This is a welcome step provided it is credible, open and independent review of the experience of the past treaty over the last five decades. It is only through such a review in a participatory, democratic way that contours of future steps emerge. Any talk of big dams in absence of this seems like vested interests pushing a high cost project for reasons other than merits of the project, which is the situation today.

The Kosi agreement that was signed in 1954 was amended in 1966 to address Nepal's concerns. According to the treaty, the repair and maintenance of the embankment was India's responsibility. "It is clear that the embankment breached on Aug 18, due to the criminal neglect of those who were responsible at Govt of India and Bihar for the proper upkeep of the embankment. Govt of India has yet to set up an enquiry as to who is responsible for the worst ever flood disaster that Kosi basin in Nepal is facing today. Jumping to push high dam on Kosi, is an invitation to even greater disaster and the new Nepali government seems to be walking into that trap," Dr Dinesh Kumar Mishra of Barh Mukti Abhiyan.

kosi barrage"The proposed Kosi High dam is in a highly geologically unstable and earth quake prone area - a recipe for disaster in the waiting. Besides the inherent dangers, there is also a growing evidence of dam-induced seismicity that is being completely overlooked. The proposed dam (even if we consider the highest proposed height) would silt up sooner than 40 years, according to government's own reports. The silt from it cannot be released, as that silt would only end up again in the Kosi embankment and in the downstream Farakka, which would be an invitation to even greater disaster of Ganga bypassing the Farakka, already waiting to happen," says Himanshu Thakkar of South Asian Network for Dams, Rivers & People.
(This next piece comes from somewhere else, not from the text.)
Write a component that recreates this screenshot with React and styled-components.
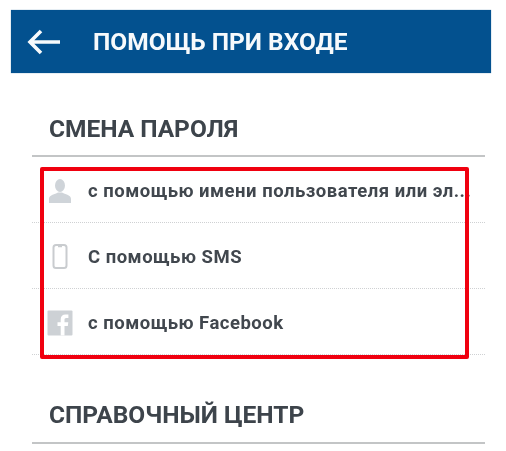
import React from "react";
import styled, { createGlobalStyle } from "styled-components";

const Global = createGlobalStyle`
  html, body { margin: 0; padding: 0; background: #fff; }
  body { width: 506px; height: 451px; overflow: hidden; font-family: Roboto, "Liberation Sans", sans-serif; }
`;

const Page = styled.div`
  position: relative;
  width: 506px;
  height: 451px;
  padding-top: 10px;
  box-sizing: border-box;
  overflow: hidden;
`;

const Header = styled.header`
  display: flex;
  align-items: center;
  margin: 0 15px 0 11px;
  height: 63px;
  background: #03518f;
  color: #f7fafc;
  box-shadow: 0 0 1px rgba(3, 81, 143, 0.6);
`;

const BackIcon = styled.svg`
  width: 34px;
  height: 26px;
  margin-left: 16px;
  flex: none;
`;

const Title = styled.h1`
  margin: 0 0 0 32px;
  font-size: 24.5px;
  line-height: 28px;
  font-weight: 700;
  white-space: nowrap;
  filter: blur(0.4px);
`;

const Section = styled.section`
  margin: 0 21px 0 32px;
`;

const SectionTitle = styled.h2`
  height: ${(p) => p.$height}px;
  margin: 0;
  padding: ${(p) => p.$top}px 0 0 17px;
  box-sizing: border-box;
  border-bottom: 2px solid #c3c5c6;
  color: #3d444b;
  font-size: 24.5px;
  line-height: 26px;
  font-weight: 700;
  white-space: nowrap;
  filter: blur(0.4px);
`;

const Row = styled.div`
  display: flex;
  align-items: center;
  height: 66px;
  padding-top: 2px;
  border-bottom: 1px dotted #cfd1d3;
  box-sizing: border-box;
`;

const IconSlot = styled.div`
  display: flex;
  justify-content: center;
  width: 56px;
  flex: none;
  filter: blur(0.4px);
`;

const RowText = styled.span`
  font-size: 18.5px;
  line-height: 22px;
  font-weight: 700;
  letter-spacing: 0.5px;
  color: #41474e;
  white-space: nowrap;
  filter: blur(0.35px);
`;

const Highlight = styled.div`
  position: absolute;
  left: 40px;
  top: 167px;
  width: 429px;
  height: 192px;
  box-sizing: border-box;
  border: 4px solid #f0000f;
  border-radius: 2px;
  pointer-events: none;
`;

const UserIcon = () => (
  <svg width="24" height="26" viewBox="0 0 24 26">
    <ellipse cx="12" cy="7.5" rx="5" ry="6.5" fill="#cfd4d9" />
    <path d="M1 25v-4c0-3 3-4 7-5.500l2-1h4l2 1c4 1.500 7 2.500 7 5.500v4z" fill="#cfd4d9" />
  </svg>
);

const PhoneIcon = () => (
  <svg width="16" height="25" viewBox="0 0 16 25">
    <rect x="1.500" y="1" width="13" height="23" rx="2.500" fill="none" stroke="#c9cccf" strokeWidth="2" />
    <path d="M6 2.500h4" stroke="#c9cccf" strokeWidth="1.500" />
  </svg>
);

const FacebookIcon = () => (
  <svg width="26" height="26" viewBox="0 0 26 26">
    <rect x="0.500" y="0.500" width="25" height="25" rx="1" fill="#cdd1d5" />
    <path d="M17.500 25.500v-9.500h3.300l.5-3.800h-3.800v-2.400c0-1.100.4-1.800 1.900-1.800h2v-3.400c-.4-.1-1.600-.2-2.900-.2-2.900 0-4.800 1.700-4.800 4.900v2.900h-3.200v3.800h3.200v9.500z" fill="#fff" />
  </svg>
);

const rows = [
  { icon: <UserIcon />, text: "с помощью имени пользователя или эл..." },
  { icon: <PhoneIcon />, text: "С помощью SMS" },
  { icon: <FacebookIcon />, text: "с помощью Facebook" },
];

export default function App() {
  return (
    <Page>
      <Global />
      <Header>
        <BackIcon viewBox="0 0 34 26" fill="none" stroke="#f7fafc" strokeWidth="3.600">
          <path d="M3 13h30M14 2 3 13l11 11" />
        </BackIcon>
        <Title>ПОМОЩЬ ПРИ ВХОДЕ</Title>
      </Header>
      <Section>
        <SectionTitle $height={84} $top={43}>СМЕНА ПАРОЛЯ</SectionTitle>
        {rows.map((r) => (
          <Row key={r.text}>
            <IconSlot>{r.icon}</IconSlot>
            <RowText>{r.text}</RowText>
          </Row>
        ))}
        <SectionTitle $height={89} $top={47}>СПРАВОЧНЫЙ ЦЕНТР</SectionTitle>
      </Section>
      <Highlight />
    </Page>
  );
}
"The rulers will have people believe that completing the projects (although a dam will take about 20 years for completion) especially a dam) tame the Kosi and solve the flood problem. It is being suggested to the Nepal Prime Minister that the Saptakosi high dam project besides Sunkosi diversion scheme and the Kamla dam project at a combined estimated cost of Rs. 38,000 crore would address the crisis in Bihar and Nepal. These claims need to be summarily rejected," says Dr Sudhirendar Sharma of The Ecological Foundation.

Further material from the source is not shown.